Remarqué l’outillage formidable et notamment une machine permettent de tailler les engrenages jusqu’à 5 m de diamètre et qui a été achetée l’année dernière pour une somme de 380 000 marks.
Vu sur cale un petit navire destiné au trafic Marseille-Corse construit au compte des réparations pour la compagnie Freyssinet. Le chantier de la Weser a construit plusieurs unités pour la flotte marchande française au compte des réparations.

6° - L'impression d'ensemble
Le peu que j’ai vu de l’industrie allemande (car même dans les maisons que j’ai visitées on a certainement caché les choses les plus intéressantes) me permet de conclure :
1° - que l'industrie allemande est formidablement outillés et capable d'une grosse production. Son outillage est entièrement moderne,
2° - que l'Allemagne dans l’art de la construction natale est à l'avant garde du progrès. Les Allemands cherchent constamment à améliorer, les idées neuves ne leur font pas peur. J'ai l'impression qu’ils sont en avance sur nous d’une dizaine d'années. Leurs nouveaux navires sont munis des derniers perfectionnements ; sur un même navire on trouve : forme Maier, gouvernail Gerts, machine Lentz, turbine Bauer Wach, chauffe automatique etc. (Le chantier de la Weser est licencié par l'Allemagne pour la construction des chaudières Frudon Capus dont d'ailleurs j'ai entendu parler à plusieurs reprises au cours de mon voyage.) Une chose m’a frappé en outre, c'est que l'Allemagne qui est la patrie du diesel, où tous les ateliers de mécanique sont outillés pour construire ces moteurs, ne semble pas considérer que l'emploi du moteur à combustion interne puisse devenir universel et leurs efforts actuels tendent à l'amélioration des appareils à vapeur ; à propos de l'avarie survenue à l'"Augustus" ils semblaient considérer que la solution moteur pour de telles puissances était une imprudence.
Les amateurs allemands sont disposés à suivre les chantiers dans la voie des expérimentations pratiques.

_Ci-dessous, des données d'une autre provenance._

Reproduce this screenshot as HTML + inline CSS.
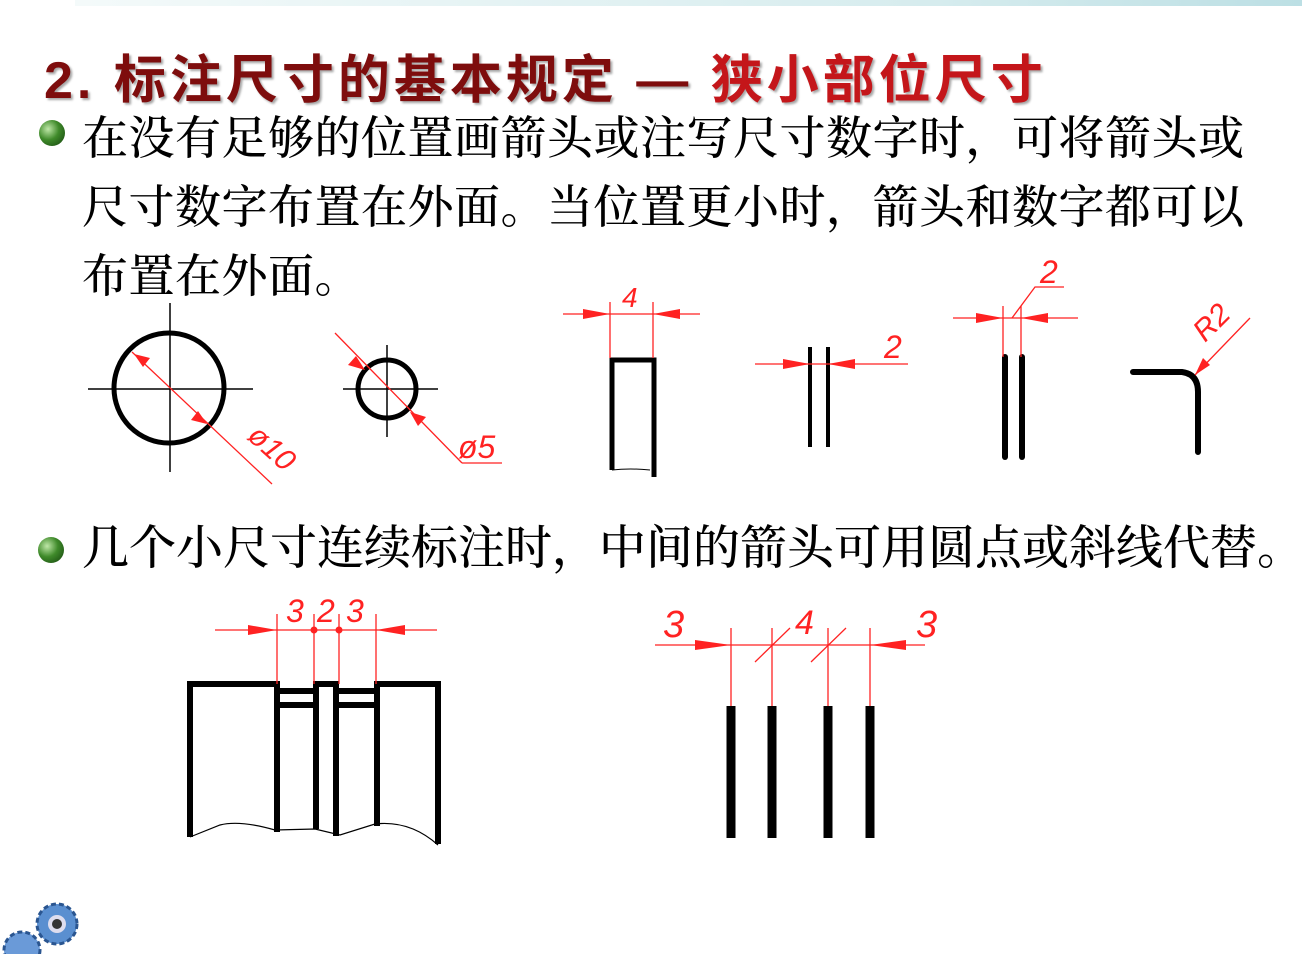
<!DOCTYPE html>
<html><head><meta charset="utf-8"><style>
html,body{margin:0;padding:0;background:#fff;width:1302px;height:954px;overflow:hidden;position:relative}
.band{position:absolute;left:75px;top:0;width:1227px;height:6px;background:linear-gradient(90deg,#f4fafa,#d6ecee 70%,#bcdfe4)}
.t{position:absolute;left:44px;top:38px;font-family:"Liberation Sans","Noto Sans CJK SC",sans-serif;font-weight:bold;font-size:52px;white-space:nowrap;text-shadow:2px 2px 2px rgba(0,0,0,.35);letter-spacing:4px}
.p{position:absolute;left:82px;font-family:"Liberation Serif","Noto Serif CJK SC",serif;font-size:46px;letter-spacing:0.5px;white-space:nowrap;color:#000;line-height:69px;font-weight:500}
.b{position:absolute;width:26px;height:26px;border-radius:50%;background:radial-gradient(circle at 35% 35%,#bfe8a8,#3f8a2a 45%,#12400c)}
</style></head><body>
<div class="band"></div>
<div class="t"><span style="color:#7e0d0d">2.&nbsp;标注尺寸的基本规定 —</span> <span style="color:#c4161a">狭小部位尺寸</span></div>
<div class="b" style="left:39px;top:120px"></div>
<div class="p" style="top:104px">在没有足够的位置画箭头或注写尺寸数字时，可将箭头或<br>尺寸数字布置在外面。当位置更小时，箭头和数字都可以<br>布置在外面。</div>
<div class="b" style="left:38px;top:537px"></div>
<div class="p" style="top:515px;font-size:47px;letter-spacing:0">几个小尺寸连续标注时，中间的箭头可用圆点或斜线代替。</div>
<svg width="1302" height="954" style="position:absolute;left:0;top:0" xmlns="http://www.w3.org/2000/svg">
<g stroke="#000" fill="none">
<line x1="88" y1="389" x2="253" y2="389" stroke-width="1.5"/>
<line x1="170" y1="303" x2="170" y2="472" stroke-width="1.5"/>
<circle cx="169" cy="388" r="55" stroke-width="5"/>
<line x1="343" y1="389" x2="438" y2="389" stroke-width="1.5"/>
<line x1="387" y1="345" x2="387" y2="437" stroke-width="1.5"/>
<circle cx="387" cy="389" r="29" stroke-width="5"/>
<path d="M612 470 V360 H654 V477" stroke-width="5"/>
<path d="M612 470 Q630 468 650 470" stroke-width="1"/>
<line x1="810" y1="347" x2="810" y2="447" stroke-width="4"/>
<line x1="828" y1="347" x2="828" y2="447" stroke-width="4"/>
<line x1="1005" y1="357" x2="1005" y2="457" stroke-width="6" stroke-linecap="round"/>
<line x1="1022" y1="357" x2="1022" y2="457" stroke-width="6" stroke-linecap="round"/>
<path d="M1133 372 H1182 Q1198 374 1198 392 V452" stroke-width="6" stroke-linecap="round"/>
<path d="M190 837 V684 H277 V691 H316 V684 H336 V691 H377 V684 H438 V844" stroke-width="6"/>
<path d="M277 684 V832 M316 684 V829 M336 684 V836 M377 684 V826 M277 705 H316 M336 705 H377" stroke-width="6"/>
<path d="M190 837 L220 825 Q240 820 275 830 L315 829 L340 835 L375 824 Q410 820 438 845" stroke-width="1.2"/>
<g stroke-width="9"><line x1="731" y1="706" x2="731" y2="838"/><line x1="772" y1="706" x2="772" y2="838"/><line x1="828" y1="706" x2="828" y2="838"/><line x1="870" y1="706" x2="870" y2="838"/></g>
</g>
<g stroke="#f22" fill="none" stroke-width="1.3">
<line x1="132" y1="352" x2="272" y2="484"/>
<line x1="335" y1="333" x2="462" y2="463"/><line x1="462" y1="463" x2="502" y2="463"/>
<line x1="563" y1="314" x2="700" y2="314"/><line x1="610" y1="302" x2="610" y2="358"/><line x1="653" y1="302" x2="653" y2="358"/>
<line x1="755" y1="364" x2="908" y2="364"/>
<line x1="953" y1="318" x2="1078" y2="318"/><line x1="1003" y1="306" x2="1003" y2="357"/><line x1="1021" y1="306" x2="1021" y2="357"/><path d="M1012 318 L1035 287 H1064"/>
<line x1="1195" y1="375" x2="1250" y2="318"/>
<line x1="215" y1="630" x2="437" y2="630"/><line x1="277" y1="614" x2="277" y2="684"/><line x1="314" y1="614" x2="314" y2="684"/><line x1="339" y1="614" x2="339" y2="684"/><line x1="376" y1="614" x2="376" y2="684"/>
<line x1="655" y1="645" x2="925" y2="645"/><line x1="731" y1="628" x2="731" y2="706"/><line x1="772" y1="628" x2="772" y2="706"/><line x1="828" y1="628" x2="828" y2="706"/><line x1="870" y1="628" x2="870" y2="706"/>
<line x1="755" y1="662" x2="790" y2="628"/><line x1="811" y1="662" x2="846" y2="628"/>
</g>
<g fill="#f22">
<polygon points="134,354 150,358 143,367"/><polygon points="207,424 191,420 198,411"/>
<polygon points="365,370 348,365 356,356"/><polygon points="410,412 426,417 418,426"/>
<polygon points="610,314 583,309 583,319"/><polygon points="653,314 680,309 680,319"/>
<polygon points="810,364 783,359 783,369"/><polygon points="828,364 855,359 855,369"/>
<polygon points="1003,318 976,313 976,323"/><polygon points="1021,318 1048,313 1048,323"/>
<polygon points="1195,375 1203,358 1210,365"/>
<polygon points="277,630 248,625 248,635"/><polygon points="376,630 405,625 405,635"/>
<circle cx="314" cy="630" r="3.5"/><circle cx="339" cy="630" r="3.5"/>
<polygon points="731,645 695,640 695,650"/><polygon points="870,645 906,640 906,650"/>
</g>
<g fill="#f22" font-family="Liberation Sans,sans-serif" font-style="italic" font-weight="normal">
<text x="246" y="438" transform="rotate(42 246 438)" font-size="30">ø10</text>
<text x="458" y="458" font-size="32">ø5</text>
<text x="622" y="307" font-size="28">4</text>
<text x="884" y="358" font-size="32">2</text>
<text x="1040" y="283" font-size="32">2</text>
<text x="1205" y="343" transform="rotate(-45 1205 343)" font-size="30">R2</text>
<text x="286" y="622" font-size="32">3</text><text x="317" y="622" font-size="32">2</text><text x="346" y="622" font-size="32">3</text>
<text x="663" y="637" font-size="38">3</text><text x="795" y="634" font-size="34">4</text><text x="916" y="637" font-size="38">3</text>
</g>
<g transform="translate(57,924)">
<circle r="20" fill="#5a8fd0" stroke="#2a5590" stroke-width="3" stroke-dasharray="5 3"/>
<circle r="9" fill="#dde"/><circle r="5" fill="#333"/>
</g>
<circle cx="22" cy="950" r="18" fill="#6a9ad8" stroke="#2a5590" stroke-width="3" stroke-dasharray="5 3"/>
</svg>
</body></html>
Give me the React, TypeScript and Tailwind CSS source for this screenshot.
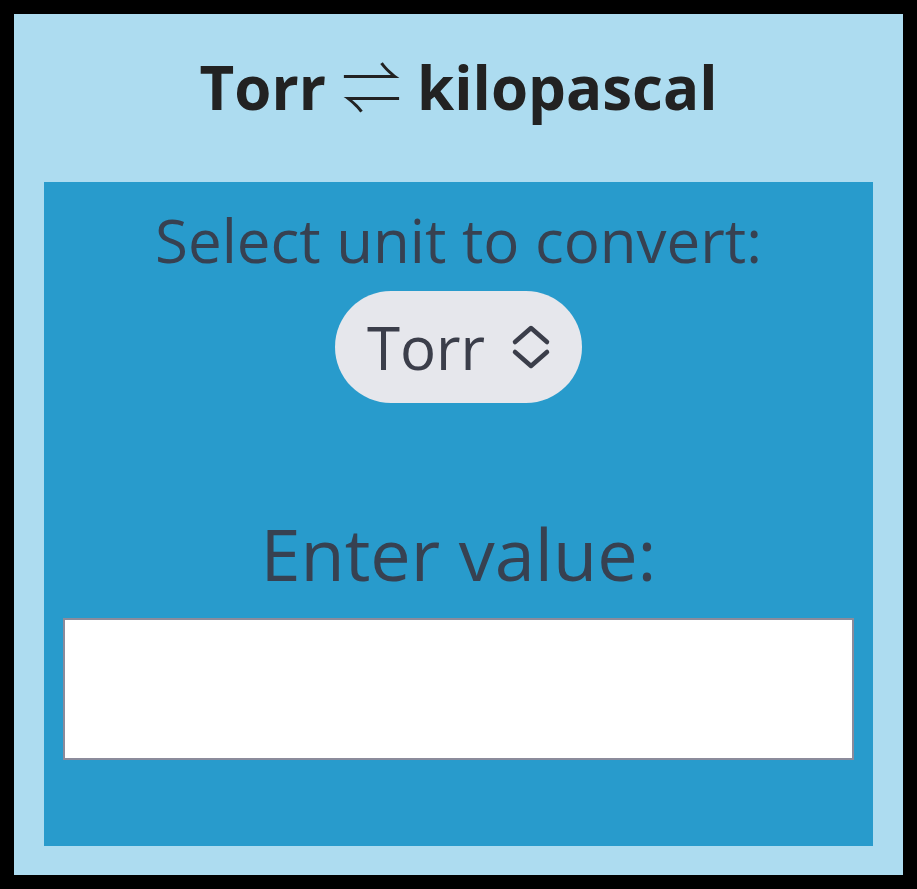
import React from 'react';

const ChevronsUpDown = () => (
  <svg width="40" height="46" viewBox="0 0 40 46" fill="none" stroke="currentColor" strokeWidth="4.5" strokeLinecap="round" strokeLinejoin="round">
    <path d="M4 18 L20 4 L36 18" />
    <path d="M4 28 L20 42 L36 28" />
  </svg>
);

export default function App() {
  return (
    <div className="w-[917px] h-[889px] bg-black p-[14px] font-['Open_Sans',sans-serif]">
      <div className="h-full bg-[#addcf0] flex flex-col px-[30px] pb-[29px]">
        {/* Title */}
        <div className="h-[168px] pb-[26px] flex items-center justify-center">
          <h1 className="text-[60px] leading-none font-bold text-[#222222] whitespace-nowrap">
            Torr <span className="font-light font-['Noto_Sans_CJK_JP','DejaVu_Sans',sans-serif]">⇌</span> kilopascal
          </h1>
        </div>

        {/* Converter panel */}
        <div className="flex-1 bg-[#289bcc] flex flex-col items-center pt-[17px] px-[19px]">
          <label className="text-[60px] leading-[82px] text-[#374151]">Select unit to convert:</label>
          <button className="mt-[10px] h-[112px] rounded-full bg-[#e6e7ec] flex items-center gap-[26px] pl-[32px] pr-[31px] text-[#3b3e4a]">
            <span className="text-[60px] leading-none">Torr</span>
            <ChevronsUpDown />
          </button>

          <label className="mt-[101px] text-[72px] leading-[98px] text-[#374151]">Enter value:</label>
          <input
            type="text"
            className="mt-[16px] w-full h-[142px] bg-white border-2 border-[#8b8b9b] outline-none"
          />
        </div>
      </div>
    </div>
  );
}
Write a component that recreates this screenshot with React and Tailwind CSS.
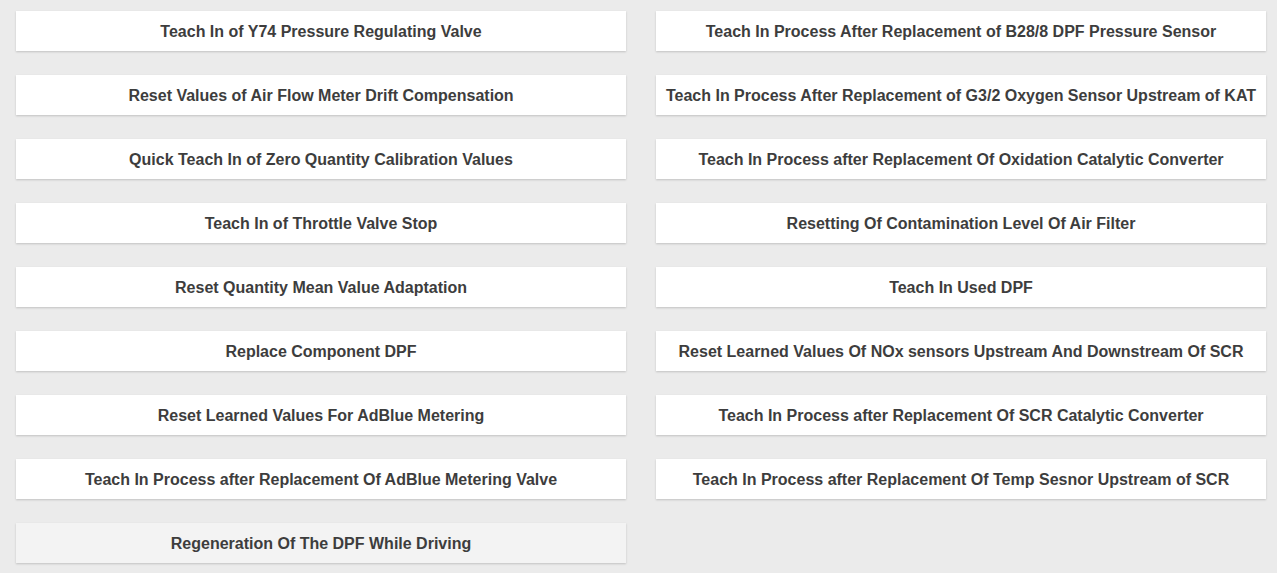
import React from "react";

const left = [
  "Teach In of Y74 Pressure Regulating Valve",
  "Reset Values of Air Flow Meter Drift Compensation",
  "Quick Teach In of Zero Quantity Calibration Values",
  "Teach In of Throttle Valve Stop",
  "Reset Quantity Mean Value Adaptation",
  "Replace Component DPF",
  "Reset Learned Values For AdBlue Metering",
  "Teach In Process after Replacement Of AdBlue Metering Valve",
  "Regeneration Of The DPF While Driving",
];
const right = [
  "Teach In Process After Replacement of B28/8 DPF Pressure Sensor",
  "Teach In Process After Replacement of G3/2 Oxygen Sensor Upstream of KAT",
  "Teach In Process after Replacement Of Oxidation Catalytic Converter",
  "Resetting Of Contamination Level Of Air Filter",
  "Teach In Used DPF",
  "Reset Learned Values Of NOx sensors Upstream And Downstream Of SCR",
  "Teach In Process after Replacement Of SCR Catalytic Converter",
  "Teach In Process after Replacement Of Temp Sesnor Upstream of SCR",
];

function Btn({ label, dim }) {
  return (
    <div
      className={`h-[40px] pt-[2px] flex items-center justify-center text-[16px] font-bold text-[#3d3d3d] shadow-[0_1px_2px_rgba(0,0,0,0.18)] ${
        dim ? "bg-[#f3f3f3]" : "bg-white"
      }`}
    >
      {label}
    </div>
  );
}

export default function App() {
  return (
    <div
      className="w-[1277px] h-[573px] bg-[#ebebeb] pl-4 pr-[11px] pt-[11px] grid grid-cols-2 gap-x-[30px] items-start overflow-hidden"
      style={{ fontFamily: '"Liberation Sans", Arial, sans-serif' }}
    >
      <div className="flex flex-col gap-[24px]">
        {left.map((l, i) => (
          <Btn key={l} label={l} dim={i === left.length - 1} />
        ))}
      </div>
      <div className="flex flex-col gap-[24px]">
        {right.map((l) => (
          <Btn key={l} label={l} />
        ))}
      </div>
    </div>
  );
}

Il semble que la plupart des innovations indiquées ci-dessus soient d'un gros intérêt notamment le gouvernail Oertz et la forme Maier qui à eux deux réunis procurent un gain de consommation égal à celui de la turbine Bauer Wach alors que la dépense d’installation est 5 à 6 fois moindre, et la machine Lentz qui est certainement un degré perfectionné de la machine à vapeur alternative.
Je crois qu’il serait intéressant pour un chantier français de posséder de telles licence, actuellement exploitées en Allemagne et peut-être pourrait-on envisager pour le prochain bateau que la Maison Worms & Cie fera construire, un navire muni de tous les derniers perfectionnements et qui constituerait une expérience, une réclame, et j’en suis convaincu une économie d’exploitation.